As in the previous season the season winner will earn direct promotion to the top division, while two runners-up (2nd and 3rd places) will contest additional promotion berths through play-off games with weaker club of the UPL (10th and 11th places). At the same time in case of the UPL possible expansion the first four teams will earn promotion with the fifth team qualifying for play-off games with the UPL wooden spoon team. In regards to relegation it was decided that the last three teams will be relegated to the Second League, but in case of the UPL possible expansion only two teams will be relegated.

In mid-July 2018, due to withdrawal of FC Naftovyk-Ukrnafta Okhtyrka and FC Stal Kamianske (FC Feniks Bucha), the PFL adopted 16 teams league format. 

On 15 November 2018, in interview to Sport Arena the president of the PFL Ukraine Serhiy Makarov stated that teams that will place 16th and 15th places will be replaced with both winners of Druha Liha groups winners, while 13th and 14th place will contest their relegation with Druha Liha groups runners-up.
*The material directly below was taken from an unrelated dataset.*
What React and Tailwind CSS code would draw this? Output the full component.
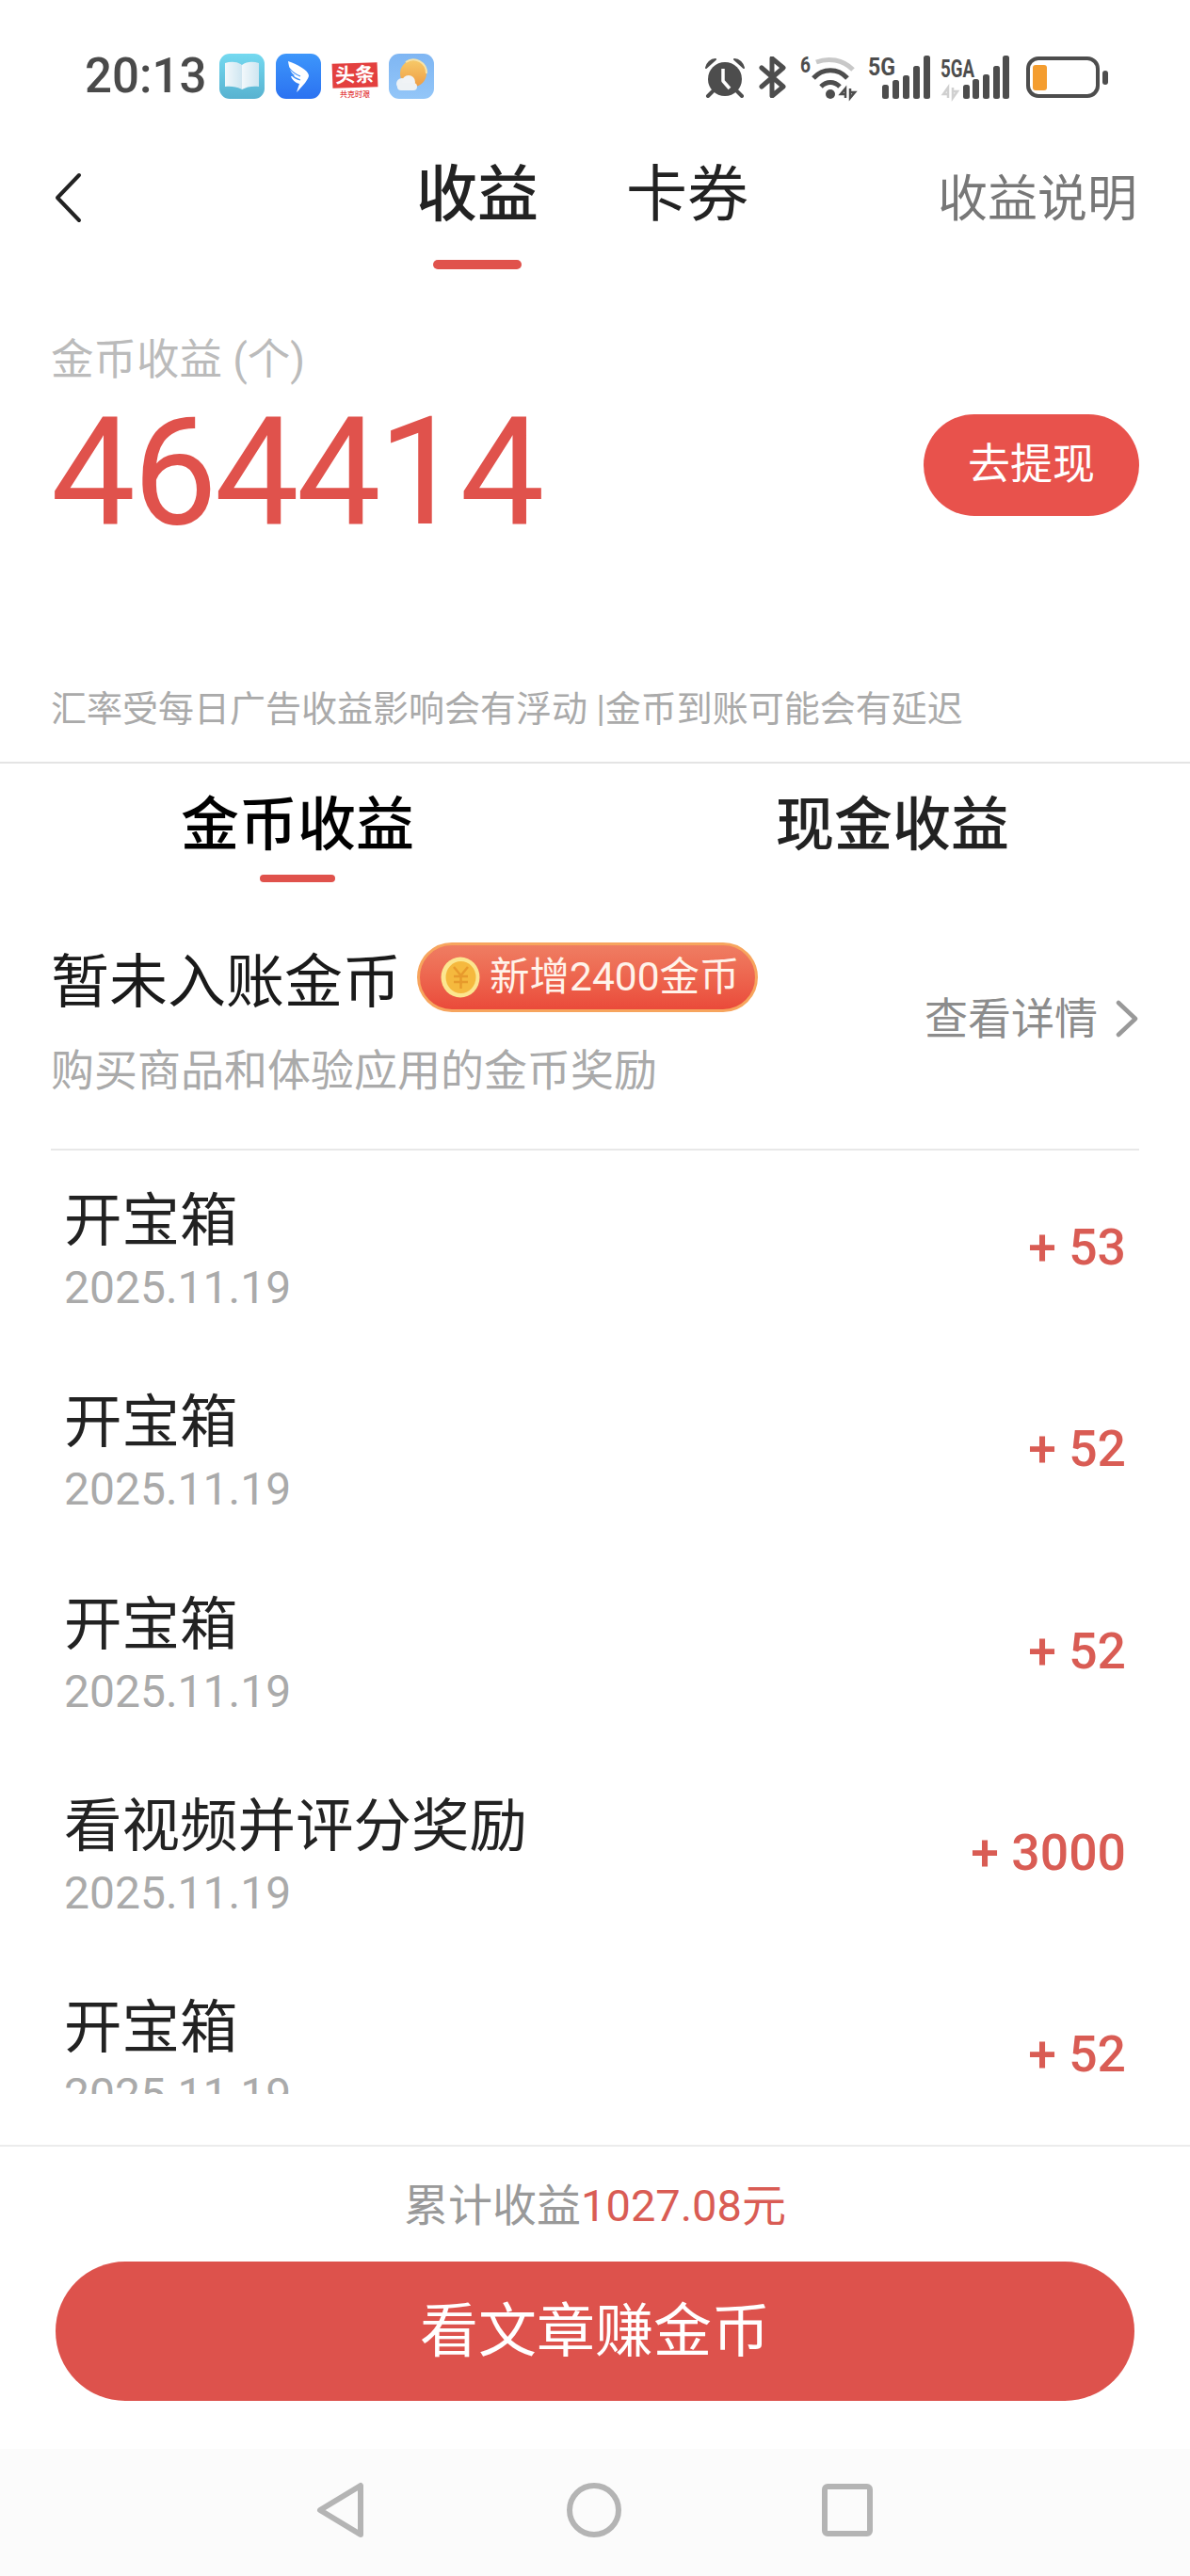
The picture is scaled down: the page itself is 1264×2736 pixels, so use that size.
import React from "react";

const sans = "font-['Roboto','Noto_Sans_CJK_SC',sans-serif]";

const records = [
  { title: "开宝箱", date: "2025.11.19", amount: "+ 53" },
  { title: "开宝箱", date: "2025.11.19", amount: "+ 52" },
  { title: "开宝箱", date: "2025.11.19", amount: "+ 52" },
  { title: "看视频并评分奖励", date: "2025.11.19", amount: "+ 3000" },
  { title: "开宝箱", date: "2025.11.19", amount: "+ 52" },
];

const BookIcon = () => (
  <svg width="48" height="48" viewBox="0 0 48 48">
    <defs>
      <linearGradient id="bookBg" x1="0" y1="0" x2="0" y2="1">
        <stop offset="0" stopColor="#74d9f0" />
        <stop offset="1" stopColor="#58b2d0" />
      </linearGradient>
      <linearGradient id="bookPage" x1="0" y1="0" x2="1" y2="0">
        <stop offset="0" stopColor="#f2f8fb" />
        <stop offset="1" stopColor="#cfe6f1" />
      </linearGradient>
    </defs>
    <rect width="48" height="48" rx="11" fill="url(#bookBg)" />
    <path d="M6 10c6-2 13-2 18 2v26c-5-3-12-4-18-3z" fill="url(#bookPage)" />
    <path d="M42 10c-6-2-13-2-18 2v26c5-3 12-4 18-3z" fill="url(#bookPage)" />
  </svg>
);

const WingIcon = () => (
  <svg width="48" height="48" viewBox="0 0 48 48">
    <defs>
      <linearGradient id="wingBg" x1="0" y1="0" x2="0" y2="1">
        <stop offset="0" stopColor="#3d96fb" />
        <stop offset="1" stopColor="#2b72f1" />
      </linearGradient>
    </defs>
    <rect width="48" height="48" rx="11" fill="url(#wingBg)" />
    <path d="M13 8c9 3 21 9 22 15 0 4-6 11-13 18l3-9c-5-1-8-5-9-8 1 0 3 0 4-1-4-2-6-8-7-15z" fill="#fff" />
    <path d="M14 15c3 4 7 7 12 9M16 22c3 3 6 5 10 6" stroke="#3d8ff8" strokeWidth="1.2" fill="none" />
  </svg>
);

const NewsIcon = () => (
  <div className="flex h-[48px] w-[48px] flex-col items-center pt-[10px]">
    <div className="flex h-[26px] w-[48px] -rotate-2 items-center justify-center bg-[#e3403f] text-[21px] leading-none font-bold text-white">
      头条
    </div>
    <div className="mt-[4px] text-[8px] leading-[8px] font-medium text-[#e3403f]">共克时艰</div>
  </div>
);

const WeatherIcon = () => (
  <svg width="48" height="48" viewBox="0 0 48 48">
    <defs>
      <linearGradient id="skyBg" x1="0" y1="0" x2="0" y2="1">
        <stop offset="0" stopColor="#7fb6f3" />
        <stop offset="1" stopColor="#93c6f8" />
      </linearGradient>
      <linearGradient id="sunFill" x1="0" y1="0" x2="0" y2="1">
        <stop offset="0" stopColor="#f7c968" />
        <stop offset="1" stopColor="#ee9d45" />
      </linearGradient>
    </defs>
    <rect width="48" height="48" rx="11" fill="url(#skyBg)" />
    <circle cx="26" cy="21" r="14" fill="url(#sunFill)" />
    <path d="M18 9a14 14 0 0 1 22 12" stroke="#f9e3a6" strokeWidth="2" fill="none" />
    <circle cx="14" cy="32" r="6" fill="#eef2f5" />
    <circle cx="21" cy="30" r="7" fill="#f0f3f6" />
    <rect x="9" y="31" width="21" height="8" rx="4" fill="#eef2f5" />
  </svg>
);

const AlarmIcon = () => (
  <svg width="44" height="44" viewBox="0 0 44 44" fill="none">
    <circle cx="22" cy="24" r="18" fill="#4d4d4d" />
    <path d="M2 12c1-5 5-9 10-9z" fill="#4d4d4d" stroke="#4d4d4d" strokeWidth="2" strokeLinejoin="round" />
    <path d="M42 12c-1-5-5-9-10-9z" fill="#4d4d4d" stroke="#4d4d4d" strokeWidth="2" strokeLinejoin="round" />
    <path d="M9 37l-5 5M35 37l5 5" stroke="#4d4d4d" strokeWidth="4" strokeLinecap="round" />
    <path d="M20 13v13l7 8" stroke="#fff" strokeWidth="3.5" strokeLinejoin="round" />
  </svg>
);

const BluetoothIcon = () => (
  <svg width="30" height="44" viewBox="0 0 30 44" fill="none" className="ml-[14px]">
    <path d="M3 12l23 20-12 10V2l12 10L3 32" stroke="#4d4d4d" strokeWidth="5" strokeLinejoin="round" strokeLinecap="round" />
  </svg>
);

const WifiIcon = () => (
  <svg width="60" height="46" viewBox="0 0 60 46" fill="none" className="ml-[14px] overflow-visible">
    <text x="0" y="18" fontSize="24" fontWeight="700" fill="#4d4d4d" fontFamily="Roboto" textLength="11" lengthAdjust="spacingAndGlyphs">6</text>
    <path d="M17 7C30 2 45 4 56 15" stroke="#c8c8c8" strokeWidth="5" />
    <path d="M14 24C24 13 40 13 50 24" stroke="#4d4d4d" strokeWidth="5" />
    <path d="M22 33C28 27 36 27 42 33" stroke="#4d4d4d" strokeWidth="5" />
    <circle cx="32" cy="41" r="5" fill="#4d4d4d" />
    <path d="M48 45V35l-5 6h5M53 35v10l5-6h-5" stroke="#4d4d4d" strokeWidth="2.5" />
  </svg>
);

const FiveGIcon = () => (
  <svg width="66" height="46" viewBox="0 0 66 46" className="ml-[12px] overflow-visible">
    <text x="0" y="21" fontSize="25" fontWeight="700" fill="#4d4d4d" fontFamily="Roboto" textLength="29" lengthAdjust="spacingAndGlyphs">5G</text>
    <rect x="15" y="31" width="7" height="15" rx="2.5" fill="#4d4d4d" />
    <rect x="26" y="26" width="7" height="20" rx="2.5" fill="#4d4d4d" />
    <rect x="37" y="21" width="7" height="25" rx="2.5" fill="#4d4d4d" />
    <rect x="48" y="11" width="7" height="35" rx="2.5" fill="#4d4d4d" />
    <rect x="59" y="0" width="7" height="46" rx="2.5" fill="#4d4d4d" />
  </svg>
);

const FiveGaIcon = () => (
  <svg width="74" height="46" viewBox="0 0 74 46" className="ml-[11px] overflow-visible">
    <text x="0" y="23" fontSize="25" fontWeight="700" fill="#4d4d4d" fontFamily="Roboto" textLength="36" lengthAdjust="spacingAndGlyphs">5GA</text>
    <path d="M8 45V34l-5 7h5M13 34v11l5-7h-5" stroke="#d0d0d0" strokeWidth="2.5" fill="none" />
    <rect x="24" y="31" width="7" height="15" rx="2.5" fill="#4d4d4d" />
    <rect x="34" y="25" width="7" height="21" rx="2.5" fill="#4d4d4d" />
    <rect x="45" y="20" width="7" height="26" rx="2.5" fill="#4d4d4d" />
    <rect x="56" y="11" width="7" height="35" rx="2.5" fill="#4d4d4d" />
    <rect x="66" y="0" width="7" height="46" rx="2.5" fill="#4d4d4d" />
  </svg>
);

const BatteryIcon = () => (
  <div className="ml-[17px] flex items-center gap-[3px]">
    <div className="flex h-[44px] w-[78px] items-center rounded-[13px] border-[4px] border-[#4d4d4d] pl-[3px]">
      <div className="h-[27px] w-[15px] rounded-[3px] bg-[#f49d2f]" />
    </div>
    <div className="h-[15px] w-[6px] rounded-[3px] bg-[#4d4d4d]" />
  </div>
);

const StatusBar = () => (
  <div className="flex h-[112px] items-end justify-between pr-[87px] pb-[7px] pl-[90px]">
    <div className="flex items-center">
      <span className="w-[143px] text-[51px] leading-[48px] font-medium text-[#4a4a4a]">20:13</span>
      <div className="flex gap-[12px]">
        <BookIcon />
        <WingIcon />
        <NewsIcon />
        <WeatherIcon />
      </div>
    </div>
    <div className="flex items-center">
      <AlarmIcon />
      <BluetoothIcon />
      <WifiIcon />
      <FiveGIcon />
      <FiveGaIcon />
      <BatteryIcon />
    </div>
  </div>
);

const NavBar = () => (
  <div className="flex h-[176px] items-start pr-[56px] pl-[57px]">
    <svg width="30" height="54" viewBox="0 0 30 54" fill="none" className="mt-[71px]">
      <path d="M27 3L4 27l23 24" stroke="#222" strokeWidth="4" strokeLinecap="round" strokeLinejoin="round" />
    </svg>
    <div className="ml-[355px] flex flex-col items-center">
      <span className="mt-[52px] text-[65px] leading-[86px] font-medium text-[#222]">收益</span>
      <div className="mt-[26px] h-[10px] w-[94px] rounded-full bg-[#e0524c]" />
    </div>
    <span className="mt-[52px] ml-[93px] text-[65px] leading-[86px] text-[#222]">卡券</span>
    <span className="mt-[65px] ml-auto text-[53px] leading-[70px] text-[#777]">收益说明</span>
  </div>
);

const BalanceBlock = () => (
  <div className="h-[523px] border-b-2 border-[#e4e4e4] px-[54px]">
    <div className="pt-[64px] text-[45.5px] leading-[62px] text-[#bbb]">金币收益 (个)</div>
    <div className="flex h-[160px] items-start justify-between">
      <span className="mt-[28px] text-[160px] leading-[120px] font-normal tracking-[-3px] text-[#e0524c]">464414</span>
      <div className="mt-[26px] flex h-[108px] w-[229px] items-center justify-center rounded-full bg-[#e8524c] text-[45px] text-white">
        去提现
      </div>
    </div>
    <div className="mt-[154px] text-[38px] leading-[50px] text-[#aaa]">
      汇率受每日广告收益影响会有浮动 |金币到账可能会有延迟
    </div>
  </div>
);

const Tabs = () => (
  <div className="flex h-[128px]">
    <div className="flex w-[632px] flex-col items-center">
      <span className="pt-[25px] text-[62px] leading-[82px] font-medium text-black">金币收益</span>
      <div className="mt-[11px] h-[8px] w-[80px] rounded-full bg-[#e0524c]" />
    </div>
    <div className="flex w-[632px] flex-col items-center">
      <span className="pt-[25px] text-[62px] leading-[82px] font-medium text-[#222]">现金收益</span>
    </div>
  </div>
);

const CoinIcon = () => (
  <svg width="42" height="44" viewBox="0 0 42 44" fill="none">
    <ellipse cx="21" cy="22" rx="20.5" ry="21.5" fill="#fce68f" />
    <ellipse cx="21.5" cy="22" rx="16" ry="17" fill="#f5b93e" />
    <path d="M14 11l7.5 9 7.5-9M21.5 20v14M14 21h15M14 27h15" stroke="#e79a2c" strokeWidth="2.5" />
  </svg>
);

const PendingRow = () => (
  <div className="mx-[54px] flex h-[283px] items-start justify-between border-b-2 border-[#e8e8e8]">
    <div className="mt-[62px]">
      <div className="flex items-center">
        <span className="text-[62px] leading-[82px] text-[#1a1a1a]">暂未入账金币</span>
        <div className="mb-[11px] ml-[17px] flex h-[74px] items-center rounded-full border-[3px] border-[#f7a55e] bg-gradient-to-b from-[#ef7d62] to-[#ea4a3a] pr-[16px] pl-[22px]">
          <CoinIcon />
          <span className="ml-[10px] text-[42.5px] leading-none text-[#fff3ea]">新增2400金币</span>
        </div>
      </div>
      <div className="mt-[20px] text-[46px] leading-[62px] text-[#aaa]">购买商品和体验应用的金币奖励</div>
    </div>
    <div className="mt-[112px] flex items-center">
      <span className="text-[46px] leading-[62px] text-[#8c8c8c]">查看详情</span>
      <svg width="26" height="40" viewBox="0 0 26 40" fill="none" className="ml-[18px]">
        <path d="M4 3l18 17L4 37" stroke="#999" strokeWidth="4.5" strokeLinecap="round" strokeLinejoin="round" />
      </svg>
    </div>
  </div>
);

const RecordRow = ({ title, date, amount }) => (
  <div className="flex h-[214.3px] shrink-0 items-center justify-between px-[14px]">
    <div className="pb-[2px]">
      <div className="text-[61.5px] leading-[82px] text-[#222]">{title}</div>
      <div className="-mt-[2px] text-[48px] leading-[64px] text-[#aaa]">{date}</div>
    </div>
    <span className="pb-[8px] text-[53.5px] font-medium text-[#d95c54]">{amount}</span>
  </div>
);

const Footer = () => (
  <div className="flex h-[323px] flex-col items-center border-t-2 border-[#ececec]">
    <div className="pt-[32px] text-[47px] leading-[62px] text-[#999]">
      累计收益<span className="text-[#d95c54]">1027.08元</span>
    </div>
    <div className="mt-[28px] flex h-[148px] w-[1146px] items-center justify-center rounded-full bg-[#dd524c] text-[62px] text-white">
      看文章赚金币
    </div>
  </div>
);

const SystemNav = () => (
  <div className="flex h-[135px] items-center bg-[#fbfbfb] pb-[6px] pl-[335px]">
    <svg width="52" height="60" viewBox="0 0 52 60" fill="none">
      <path d="M48 4v52L5 30z" stroke="#b4b4b4" strokeWidth="6" strokeLinejoin="round" />
    </svg>
    <svg width="60" height="60" viewBox="0 0 60 60" fill="none" className="ml-[214px]">
      <circle cx="30" cy="30" r="26" stroke="#b4b4b4" strokeWidth="6" />
    </svg>
    <svg width="54" height="56" viewBox="0 0 54 56" fill="none" className="ml-[212px]">
      <rect x="3" y="3" width="48" height="50" rx="3" stroke="#b4b4b4" strokeWidth="6" />
    </svg>
  </div>
);

export default function App() {
  return (
    <div className={`flex h-[2736px] w-[1264px] flex-col overflow-hidden bg-white ${sans}`}>
      <StatusBar />
      <NavBar />
      <BalanceBlock />
      <Tabs />
      <PendingRow />
      <div className="mx-[54px] flex h-[1002px] flex-col overflow-hidden">
        {records.map((r, idx) => (
          <RecordRow key={idx} title={r.title} date={r.date} amount={r.amount} />
        ))}
      </div>
      <div className="h-[54px]" />
      <Footer />
      <SystemNav />
    </div>
  );
}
If there will be an expansion of the UPL to 16 teams, the exchange between Persha and Druha leagues changes as well. The first and second places in each groups of Druha Liha will be promoted, while third places will play-off the other two promotional berths with the 15th and the 16th places of Persha Liha. The president pointed that with withdrawal of Kobra (Helios) and with expansion of the UPL, one of the third placed clubs in Druha Liha will be promoted to Persha Liha without play-offs.

Teams

Promoted teams 
The following teams have been promoted from the 2017–18 Ukrainian Second League:
 Ahrobiznes Volochysk – first place of the 2017–18 Ukrainian Second League Group A (debut)
 Prykarpattia Ivano-Frankivsk – second place of the 2017–18 Ukrainian Second League Group A (debut, another club named as Prykarpattia Ivano-Frankivsk competed in the 2010–11 season)
 SC Dnipro-1 – first place of the 2017–18 Ukrainian Second League Group B (debut)
 Metalist 1925 Kharkiv – second place of the 2017–18 Ukrainian Second League Group B (debut, however another club named as Metalist Kharkiv competed in the 2003–04 season)

Relegated teams 
The following teams have been relegated from the 2017–18 Ukrainian Premier League:
 Zirka Kropyvnytskyi – 10th place of the 2017–18 Ukrainian Premier League, play-off defeat (returns after 2 seasons)
 Chornomorets Odesa, 11th place of the 2017–18 Ukrainian Premier League, was originally relegated after the relegation play-off defeat, however due to the withdrawal of newly promoted FC Poltava from the Ukrainian Premier League, the club remains in 2018–19 Ukrainian Premier League to replace FC Poltava.

Withdrawn teams 
 Stal Kamianske, 12th place of the 2017–18 Ukrainian Premier League, was originally relegated, but later withdraw from the First League. The same day the PFL president confirmed that the league will consist of 16 teams. Originally, FC Stal Kamianske that were located in Kamianske played its games of the 2017–18 Ukrainian Premier League season in Kyiv. After relegation the club was admitted to the First League representing Bucha, Kyiv Oblast. Prior to the season commencing the club was renamed to FC Feniks Bucha.
 Naftovyk-Ukrnafta Okhtyrka, the Professional Football League allowed the club to keep its berth in the second tier even after its main sponsor announced that it will discontinue to fund the club. 
 Helios Kharkiv, the club reorganized under new management under a new name as FC Kobra Kharkiv. The club merged with another amateur club called the Kobra Football Academy which was playing in the Kharkiv Oblast Football Championship. On 15 August 2018 the club informed the Professional Football League of Ukraine about withdrawal from professional competitions, and were later officially expelled from the league.
 Zirka Kropyvnytskyi, the club withdrew as its management and owners were involved in corruption scandal.

Location map 
The following displays the location of teams.

Stadiums 

The following stadiums are considered home grounds for the teams in the competition.

Managers

Managerial changes

League table

Position by round

Results

Post season play-offs

Promotion play-offs

Relegation play-offs
The drawing for relegation playoff took place on 20 May 2019.

First leg

Second leg

Ahrobiznes Volochysk won 4–1 on aggregate and has preserved its berth for the 2019–20 Ukrainian First League. Metalurh Zaporizhia has kept its berth for the 2019–20 Ukrainian Second League, but later gained promotion due to withdrawal of Arsenal-Kyiv from professional ranks.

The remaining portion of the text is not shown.